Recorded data

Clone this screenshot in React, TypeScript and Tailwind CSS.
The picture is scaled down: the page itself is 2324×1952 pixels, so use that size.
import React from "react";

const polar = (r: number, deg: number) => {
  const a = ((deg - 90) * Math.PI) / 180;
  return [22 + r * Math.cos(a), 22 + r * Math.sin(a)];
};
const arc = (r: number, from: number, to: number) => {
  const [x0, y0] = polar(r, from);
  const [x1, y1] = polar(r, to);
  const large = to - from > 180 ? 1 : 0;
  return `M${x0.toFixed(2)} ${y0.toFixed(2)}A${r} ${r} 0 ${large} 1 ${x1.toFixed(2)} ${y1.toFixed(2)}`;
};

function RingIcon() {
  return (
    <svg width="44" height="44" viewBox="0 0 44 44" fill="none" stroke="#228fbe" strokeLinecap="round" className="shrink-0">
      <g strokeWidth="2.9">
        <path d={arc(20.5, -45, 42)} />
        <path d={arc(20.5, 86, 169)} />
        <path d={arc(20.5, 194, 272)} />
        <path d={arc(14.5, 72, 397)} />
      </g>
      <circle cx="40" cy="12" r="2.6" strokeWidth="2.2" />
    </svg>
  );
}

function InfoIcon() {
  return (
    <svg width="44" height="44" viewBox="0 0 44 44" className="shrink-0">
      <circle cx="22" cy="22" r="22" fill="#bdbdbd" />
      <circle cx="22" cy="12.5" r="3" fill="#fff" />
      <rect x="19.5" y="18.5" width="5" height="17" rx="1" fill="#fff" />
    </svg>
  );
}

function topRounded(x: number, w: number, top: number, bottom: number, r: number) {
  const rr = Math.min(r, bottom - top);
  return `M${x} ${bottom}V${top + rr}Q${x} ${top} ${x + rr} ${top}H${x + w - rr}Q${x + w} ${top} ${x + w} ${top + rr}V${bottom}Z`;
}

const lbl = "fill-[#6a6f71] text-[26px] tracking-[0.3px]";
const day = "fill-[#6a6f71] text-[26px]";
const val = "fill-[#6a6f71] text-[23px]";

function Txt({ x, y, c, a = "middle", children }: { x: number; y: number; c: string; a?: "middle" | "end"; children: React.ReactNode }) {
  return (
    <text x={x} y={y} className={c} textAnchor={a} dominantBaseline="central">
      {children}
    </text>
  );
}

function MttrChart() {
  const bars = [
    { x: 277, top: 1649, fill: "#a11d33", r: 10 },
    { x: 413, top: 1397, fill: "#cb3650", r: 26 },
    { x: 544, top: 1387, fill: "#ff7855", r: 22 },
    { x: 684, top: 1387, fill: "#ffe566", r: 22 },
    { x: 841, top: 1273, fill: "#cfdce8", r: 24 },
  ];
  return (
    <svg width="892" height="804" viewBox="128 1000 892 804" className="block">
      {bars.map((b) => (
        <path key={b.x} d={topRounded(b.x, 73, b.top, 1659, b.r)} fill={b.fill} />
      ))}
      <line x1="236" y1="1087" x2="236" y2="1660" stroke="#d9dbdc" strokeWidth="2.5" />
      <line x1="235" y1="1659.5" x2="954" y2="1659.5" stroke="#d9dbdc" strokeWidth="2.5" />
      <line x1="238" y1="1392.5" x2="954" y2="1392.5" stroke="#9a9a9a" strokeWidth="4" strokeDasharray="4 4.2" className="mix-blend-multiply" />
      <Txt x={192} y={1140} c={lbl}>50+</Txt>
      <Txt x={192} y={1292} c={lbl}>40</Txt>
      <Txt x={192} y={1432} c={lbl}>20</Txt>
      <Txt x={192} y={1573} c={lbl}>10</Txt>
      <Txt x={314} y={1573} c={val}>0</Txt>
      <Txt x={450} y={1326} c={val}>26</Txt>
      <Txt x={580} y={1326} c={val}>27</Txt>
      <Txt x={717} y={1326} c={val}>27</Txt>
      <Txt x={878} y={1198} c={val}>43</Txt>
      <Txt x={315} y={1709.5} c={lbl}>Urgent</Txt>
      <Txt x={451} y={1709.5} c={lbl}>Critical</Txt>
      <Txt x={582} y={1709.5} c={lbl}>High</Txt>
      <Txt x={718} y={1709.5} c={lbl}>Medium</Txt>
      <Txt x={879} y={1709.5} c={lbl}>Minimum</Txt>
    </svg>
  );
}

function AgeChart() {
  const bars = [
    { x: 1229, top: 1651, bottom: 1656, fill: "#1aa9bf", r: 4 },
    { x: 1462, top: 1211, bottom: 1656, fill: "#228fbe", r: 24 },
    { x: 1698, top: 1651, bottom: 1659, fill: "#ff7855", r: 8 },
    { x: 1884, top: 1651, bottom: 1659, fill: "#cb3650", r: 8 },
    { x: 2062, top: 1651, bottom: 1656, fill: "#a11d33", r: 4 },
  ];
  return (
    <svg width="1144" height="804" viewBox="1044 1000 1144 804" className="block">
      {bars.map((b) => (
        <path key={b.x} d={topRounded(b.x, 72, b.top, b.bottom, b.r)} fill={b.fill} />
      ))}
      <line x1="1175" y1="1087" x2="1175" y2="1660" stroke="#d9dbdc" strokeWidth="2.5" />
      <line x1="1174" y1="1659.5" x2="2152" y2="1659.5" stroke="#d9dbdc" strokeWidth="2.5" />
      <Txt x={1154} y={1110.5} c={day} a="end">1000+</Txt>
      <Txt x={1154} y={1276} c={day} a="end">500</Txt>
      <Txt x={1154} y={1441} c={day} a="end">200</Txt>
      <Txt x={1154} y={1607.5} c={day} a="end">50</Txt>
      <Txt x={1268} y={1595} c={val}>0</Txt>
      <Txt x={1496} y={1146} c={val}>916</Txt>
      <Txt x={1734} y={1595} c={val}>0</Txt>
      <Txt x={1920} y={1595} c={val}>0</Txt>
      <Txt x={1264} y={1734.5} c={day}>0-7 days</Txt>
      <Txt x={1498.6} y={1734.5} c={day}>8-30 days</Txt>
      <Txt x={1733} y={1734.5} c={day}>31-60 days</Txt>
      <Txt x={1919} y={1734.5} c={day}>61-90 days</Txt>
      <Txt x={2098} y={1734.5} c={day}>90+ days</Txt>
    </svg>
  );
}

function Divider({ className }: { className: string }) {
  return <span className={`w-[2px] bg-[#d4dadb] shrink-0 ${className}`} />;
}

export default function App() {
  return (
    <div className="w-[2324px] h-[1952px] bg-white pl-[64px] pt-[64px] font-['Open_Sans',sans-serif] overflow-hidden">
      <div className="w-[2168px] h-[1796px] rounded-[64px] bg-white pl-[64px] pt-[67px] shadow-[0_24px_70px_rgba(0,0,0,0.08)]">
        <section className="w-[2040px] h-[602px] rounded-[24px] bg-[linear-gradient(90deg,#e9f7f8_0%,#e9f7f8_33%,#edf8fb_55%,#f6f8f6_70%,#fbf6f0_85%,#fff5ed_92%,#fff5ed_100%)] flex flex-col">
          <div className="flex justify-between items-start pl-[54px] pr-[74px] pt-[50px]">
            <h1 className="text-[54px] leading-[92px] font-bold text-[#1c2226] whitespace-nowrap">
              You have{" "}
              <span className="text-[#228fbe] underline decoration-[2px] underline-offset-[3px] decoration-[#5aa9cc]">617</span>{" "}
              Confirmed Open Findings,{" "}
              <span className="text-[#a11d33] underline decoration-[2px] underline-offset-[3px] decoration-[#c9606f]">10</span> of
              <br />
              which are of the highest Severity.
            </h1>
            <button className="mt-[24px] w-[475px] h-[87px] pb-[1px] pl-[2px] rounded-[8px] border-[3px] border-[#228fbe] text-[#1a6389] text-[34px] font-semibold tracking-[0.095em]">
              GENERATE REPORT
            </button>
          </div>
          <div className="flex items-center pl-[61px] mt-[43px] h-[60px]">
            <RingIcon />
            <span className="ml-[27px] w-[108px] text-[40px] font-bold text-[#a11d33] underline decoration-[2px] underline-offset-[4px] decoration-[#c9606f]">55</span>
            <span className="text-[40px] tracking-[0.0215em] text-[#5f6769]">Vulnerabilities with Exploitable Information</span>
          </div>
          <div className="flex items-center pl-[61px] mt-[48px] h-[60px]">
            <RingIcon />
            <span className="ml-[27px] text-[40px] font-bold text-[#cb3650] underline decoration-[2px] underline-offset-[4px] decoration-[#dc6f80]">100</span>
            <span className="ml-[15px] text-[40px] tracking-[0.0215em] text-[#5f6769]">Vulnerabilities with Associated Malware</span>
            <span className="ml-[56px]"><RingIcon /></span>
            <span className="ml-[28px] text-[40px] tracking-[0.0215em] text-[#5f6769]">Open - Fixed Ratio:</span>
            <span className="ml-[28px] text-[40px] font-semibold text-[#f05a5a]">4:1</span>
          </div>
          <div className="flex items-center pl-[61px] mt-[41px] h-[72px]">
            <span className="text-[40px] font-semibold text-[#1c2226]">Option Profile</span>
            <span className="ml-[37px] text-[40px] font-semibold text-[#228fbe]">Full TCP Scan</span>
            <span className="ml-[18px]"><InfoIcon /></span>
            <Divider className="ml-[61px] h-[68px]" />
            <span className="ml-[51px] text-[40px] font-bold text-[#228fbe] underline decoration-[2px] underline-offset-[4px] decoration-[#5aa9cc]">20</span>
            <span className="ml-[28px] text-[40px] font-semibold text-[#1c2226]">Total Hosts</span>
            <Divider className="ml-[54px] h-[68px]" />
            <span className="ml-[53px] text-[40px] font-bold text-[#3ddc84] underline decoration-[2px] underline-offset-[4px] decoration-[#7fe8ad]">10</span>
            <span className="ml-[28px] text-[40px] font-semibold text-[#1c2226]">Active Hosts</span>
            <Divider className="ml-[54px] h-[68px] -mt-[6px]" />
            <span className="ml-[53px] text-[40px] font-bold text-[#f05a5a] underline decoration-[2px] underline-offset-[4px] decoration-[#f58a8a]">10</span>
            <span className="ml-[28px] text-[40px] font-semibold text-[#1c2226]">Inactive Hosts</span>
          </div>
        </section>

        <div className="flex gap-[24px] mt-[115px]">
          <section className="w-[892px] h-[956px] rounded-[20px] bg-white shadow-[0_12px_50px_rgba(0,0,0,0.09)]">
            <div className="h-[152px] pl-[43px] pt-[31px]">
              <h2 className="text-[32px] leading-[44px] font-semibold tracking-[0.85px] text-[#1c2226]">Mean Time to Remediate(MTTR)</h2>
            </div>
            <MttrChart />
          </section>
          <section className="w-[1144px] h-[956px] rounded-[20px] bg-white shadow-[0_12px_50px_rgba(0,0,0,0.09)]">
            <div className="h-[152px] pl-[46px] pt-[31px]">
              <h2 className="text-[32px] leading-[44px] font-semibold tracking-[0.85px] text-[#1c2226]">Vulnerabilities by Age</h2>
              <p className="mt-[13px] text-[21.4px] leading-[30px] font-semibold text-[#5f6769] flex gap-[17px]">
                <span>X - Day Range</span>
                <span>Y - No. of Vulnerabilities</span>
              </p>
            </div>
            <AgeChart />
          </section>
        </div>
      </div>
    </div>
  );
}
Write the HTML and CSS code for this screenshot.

Given exercise → Output the section opening with the line that has "The picture is" and closing with the line that has "import React from". Keep both end lines and leave out the rest.

Reply →
The picture is scaled down: the page itself is 2324×1952 pixels, so use that size.
import React from "react";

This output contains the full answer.